类似的命运也降临在民主党方面提交的临时预算案上。该方案将使目前闭门的政府机构获得一小笔资金,以使其继续运转至2月8日,为两党高层的进一步谈判留出空间。众议院民主党党鞭吉姆·克莱本暗示,在特朗普愿意为DACA和TPS两项政策的长期化提供便利的前提下,民主党可以考虑为国土安全增加必要的预算,但绝不包含建墙费用。不出意料,这项临时方案在参议院大部分共和党人的抵制下也宣告夭折。两党高层继续对对手施以口诛笔伐:佩洛西指责特朗普将80万联邦雇员“绑架为人质”,特朗普则通过代理幕僚中马尔瓦尼放出风声:白宫方面已经在为停摆继续维持到3月甚至4月做准备。双方都没有屈服的势头。
对特朗普而言,最大的好消息是共和党依然和他牢牢捆绑在一起。尽管包括前总统候选人罗姆尼参议员在内的少数建制派分子对民主党的临时调和案投下了赞成票,但在表决特朗普本人的方案时,所有53名共和党参议员无一例外投出了赞成票。这种趋势与中期选举的选情完全吻合,即共和党的政策方向完全被特朗普设定的议程所操控。而志在赢得连任的特朗普,也企图以这种策略向2020年迈进:尽管至少有6项民调结果显示,在1月第二周,认为总统以及共和党应当为长期停摆负责的民众比例已经超过了50%;但特朗普的目标票仓从来都不是摇摆不定的“中间多数”,而是最忠实的“强硬少数”。截止到1月初,他本人在民调中依然能稳定获得37%的支持率,在传统共和党选民中的支持率更是长期超过85%。在建墙问题上看似偏执的寸步不让,正是一种狡猾的动员手段:一旦民主党人被迫低头,他在2016年大选时的承诺便将彻底兑现——尽管连他本人也说不清这是不是最后一笔建墙开支,“墙”的实际效能又有多少——死忠追随者便也会在2020年为他投下赞成票。在整体投票率不足60%的情况下,只须确保共和党选民会前往投票站,胜算便可奠定。

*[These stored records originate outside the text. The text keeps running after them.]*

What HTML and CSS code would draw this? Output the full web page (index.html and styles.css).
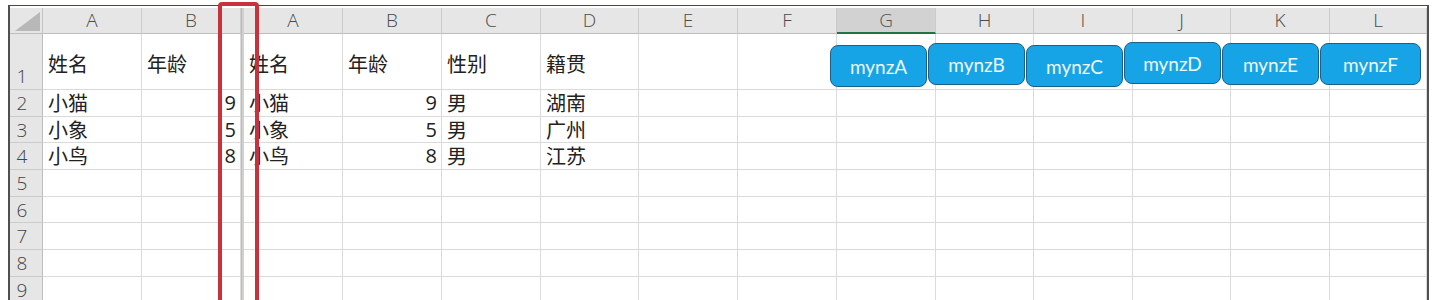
FILE: index.html
```html
<!DOCTYPE html>
<html lang="zh-CN">
<head>
    <meta charset="UTF-8">
    <meta name="viewport" content="width=device-width, initial-scale=1.0">
    <title>mynz sheet</title>
    <link rel="stylesheet" href="styles.css">
</head>
<body>
    <div class="page">
        <div class="sheet">
            <!-- column headers -->
            <div class="corner"></div>
            <div class="colhdr">A</div><div class="colhdr">B</div><div class="split"></div>
            <div class="colhdr">A</div><div class="colhdr">B</div><div class="colhdr">C</div><div class="colhdr">D</div>
            <div class="colhdr">E</div><div class="colhdr">F</div><div class="colhdr selected">G</div><div class="colhdr">H</div>
            <div class="colhdr">I</div><div class="colhdr">J</div><div class="colhdr">K</div><div class="colhdr">L</div>

            <!-- row 1 -->
            <div class="rowhdr tall">1</div>
            <div class="cell mid">姓名</div><div class="cell mid">年龄</div><div class="split"></div>
            <div class="cell mid">姓名</div><div class="cell mid">年龄</div><div class="cell mid">性别</div><div class="cell mid">籍贯</div>
            <div class="cell"></div><div class="cell"></div><div class="cell"></div><div class="cell"></div>
            <div class="cell"></div><div class="cell"></div><div class="cell"></div><div class="cell"></div>

            <!-- row 2 -->
            <div class="rowhdr">2</div>
            <div class="cell">小猫</div><div class="cell num">9</div><div class="split"></div>
            <div class="cell">小猫</div><div class="cell num">9</div><div class="cell">男</div><div class="cell">湖南</div>
            <div class="cell"></div><div class="cell"></div><div class="cell"></div><div class="cell"></div>
            <div class="cell"></div><div class="cell"></div><div class="cell"></div><div class="cell"></div>

            <!-- row 3 -->
            <div class="rowhdr">3</div>
            <div class="cell">小象</div><div class="cell num">5</div><div class="split"></div>
            <div class="cell">小象</div><div class="cell num">5</div><div class="cell">男</div><div class="cell">广州</div>
            <div class="cell"></div><div class="cell"></div><div class="cell"></div><div class="cell"></div>
            <div class="cell"></div><div class="cell"></div><div class="cell"></div><div class="cell"></div>

            <!-- row 4 -->
            <div class="rowhdr">4</div>
            <div class="cell">小鸟</div><div class="cell num">8</div><div class="split"></div>
            <div class="cell">小鸟</div><div class="cell num">8</div><div class="cell">男</div><div class="cell">江苏</div>
            <div class="cell"></div><div class="cell"></div><div class="cell"></div><div class="cell"></div>
            <div class="cell"></div><div class="cell"></div><div class="cell"></div><div class="cell"></div>

            <!-- rows 5-9 (empty) -->
            <div class="rowhdr">5</div>
            <div class="cell"></div><div class="cell"></div><div class="split"></div>
            <div class="cell"></div><div class="cell"></div><div class="cell"></div><div class="cell"></div>
            <div class="cell"></div><div class="cell"></div><div class="cell"></div><div class="cell"></div>
            <div class="cell"></div><div class="cell"></div><div class="cell"></div><div class="cell"></div>

            <div class="rowhdr">6</div>
            <div class="cell"></div><div class="cell"></div><div class="split"></div>
            <div class="cell"></div><div class="cell"></div><div class="cell"></div><div class="cell"></div>
            <div class="cell"></div><div class="cell"></div><div class="cell"></div><div class="cell"></div>
            <div class="cell"></div><div class="cell"></div><div class="cell"></div><div class="cell"></div>

            <div class="rowhdr">7</div>
            <div class="cell"></div><div class="cell"></div><div class="split"></div>
            <div class="cell"></div><div class="cell"></div><div class="cell"></div><div class="cell"></div>
            <div class="cell"></div><div class="cell"></div><div class="cell"></div><div class="cell"></div>
            <div class="cell"></div><div class="cell"></div><div class="cell"></div><div class="cell"></div>

            <div class="rowhdr">8</div>
            <div class="cell"></div><div class="cell"></div><div class="split"></div>
            <div class="cell"></div><div class="cell"></div><div class="cell"></div><div class="cell"></div>
            <div class="cell"></div><div class="cell"></div><div class="cell"></div><div class="cell"></div>
            <div class="cell"></div><div class="cell"></div><div class="cell"></div><div class="cell"></div>

            <div class="rowhdr">9</div>
            <div class="cell"></div><div class="cell"></div><div class="split"></div>
            <div class="cell"></div><div class="cell"></div><div class="cell"></div><div class="cell"></div>
            <div class="cell"></div><div class="cell"></div><div class="cell"></div><div class="cell"></div>
            <div class="cell"></div><div class="cell"></div><div class="cell"></div><div class="cell"></div>
        </div>

        <!-- floating shape buttons -->
        <div class="shapes">
            <button class="shape btn-a">mynzA</button>
            <button class="shape btn-b">mynzB</button>
            <button class="shape btn-c">mynzC</button>
            <button class="shape btn-d">mynzD</button>
            <button class="shape btn-e">mynzE</button>
            <button class="shape btn-f">mynzF</button>
        </div>

        <!-- red highlight around the split -->
        <div class="highlight"></div>
    </div>
</body>
</html>
```

FILE: styles.css
```css
body {
    margin: 0;
    padding: 0;
    background-color: #fff;
    font-family: "Noto Sans CJK SC", "Liberation Sans", sans-serif;
}

.page {
    position: relative;
    height: 300px;
    overflow: hidden;
    padding-top: 5px;
    box-sizing: border-box;
}

.sheet {
    display: grid;
    grid-template-columns: 33px 99px 99px 3px 99px 99px 99px 98px 99px 99px 99px 98px 99px 98px 99px 97px;
    grid-template-rows: 26px 56px 27px 26px 27px 27px 26px 27px 27px 26px;
    width: fit-content;
    margin-left: 8px;
    padding-top: 2px;
    border-top: 1px solid #4a4468;
    border-left: 2px solid #505050;
    border-right: 2px solid #505050;
    background-color: #fff;
}

.sheet > div {
    box-sizing: border-box;
}

.corner {
    position: relative;
    background-color: #e6e6e6;
    border-right: 1px solid #c4c4c4;
    border-bottom: 1px solid #bdbdbd;
}

.corner::after {
    content: "";
    position: absolute;
    left: 5px;
    top: 4px;
    width: 25px;
    height: 19px;
    background-color: #b8b8b8;
    clip-path: polygon(100% 0, 100% 100%, 0 100%);
}

.colhdr {
    background-color: #e6e6e6;
    border-right: 1px solid #cbcbcb;
    border-bottom: 1px solid #bdbdbd;
    color: #4a4a4a;
    font-family: "Open Sans", "Liberation Sans", sans-serif;
    font-size: 19px;
    font-weight: 300;
    line-height: 25px;
    text-align: center;
}

.colhdr.selected {
    background-color: #d2d2d2;
    border-bottom: 2px solid #217346;
    color: #555;
}

.rowhdr {
    display: flex;
    align-items: center;
    justify-content: center;
    padding-right: 8px;
    background-color: #e6e6e6;
    border-right: 1px solid #bdbdbd;
    border-bottom: 1px solid #cbcbcb;
    color: #444;
    font-family: "Open Sans", "Liberation Sans", sans-serif;
    font-size: 19px;
    font-weight: 300;
}

.rowhdr.tall {
    align-items: flex-end;
}

.split {
    background-color: #d0d0d0;
    border-left: 1px solid #bcbcbc;
}

.cell {
    display: flex;
    align-items: center;
    padding: 0 4px 0 5px;
    border-right: 1px solid #dadada;
    border-bottom: 1px solid #dadada;
    color: #222;
    font-size: 20px;
    line-height: 1;
    white-space: nowrap;
}

.cell.mid {
    padding-top: 4px;
}

.cell.num {
    justify-content: flex-end;
    font-family: "Open Sans", "Liberation Sans", sans-serif;
}

.shapes {
    position: absolute;
    left: 830px;
    top: 42px;
    display: flex;
    align-items: flex-start;
    gap: 1px;
}

.shape {
    width: 97px;
    height: 42px;
    padding: 0;
    background-color: #16a4e7;
    border: 1.5px solid #1d5f85;
    border-radius: 8px;
    color: #eef8ff;
    font-family: "Lato", "Open Sans", sans-serif;
    font-size: 19px;
    cursor: pointer;
}

.btn-a { margin-top: 3px; }
.btn-b { margin-top: 1px; }
.btn-c { margin-top: 3px; }
.btn-d { margin-top: 0; }
.btn-e { margin-top: 1px; }
.btn-f { margin-top: 1px; width: 101px; }

.highlight {
    position: absolute;
    left: 218px;
    top: 2px;
    width: 41px;
    height: 330px;
    box-sizing: border-box;
    border: 4px solid #c8323d;
    border-radius: 4px;
}
```
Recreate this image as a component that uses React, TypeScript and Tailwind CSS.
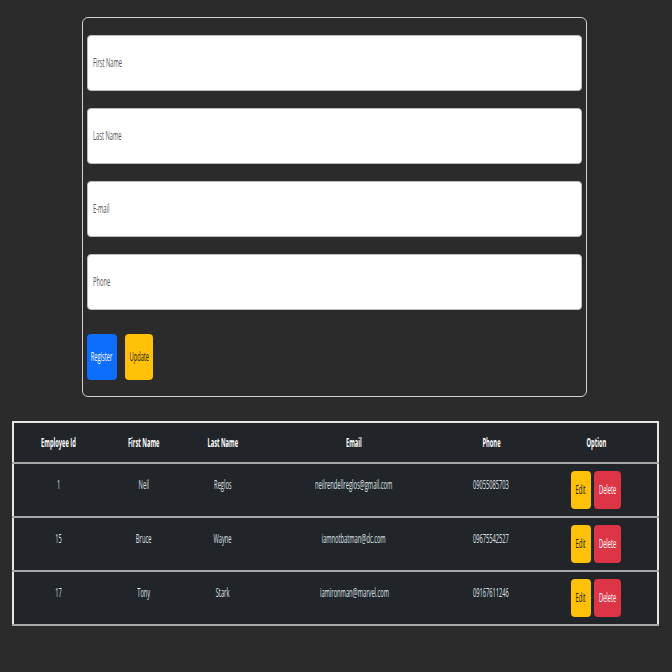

而对佩洛西以及大部分民主党人来说,他们可以仰仗的下一回合天时,乃是将在2019年2月揭晓的“通俄门”调查报告。在借助停摆进行的参议院“压力测试”以失败告终之后,唯有一份对特朗普极端不利的调查报告可以再度激起罗姆尼等建制派共和党人的“反叛”心理,分化共和党主流与特朗普的无条件捆绑。但距离特别检察官穆勒结束调查流程还有将近一个月时间;在这段时间里,倘若两党依旧各不相让,则停摆的煎熬还将进一步持续下去。诚如卢斯所言,对特朗普和他的反对者来说,2019年都将是美国政治史上“最长的一年”。那堵悬滞于半空中的“墙”,以及它的命名者的命运,都需要在11个月之后才能最终见分晓。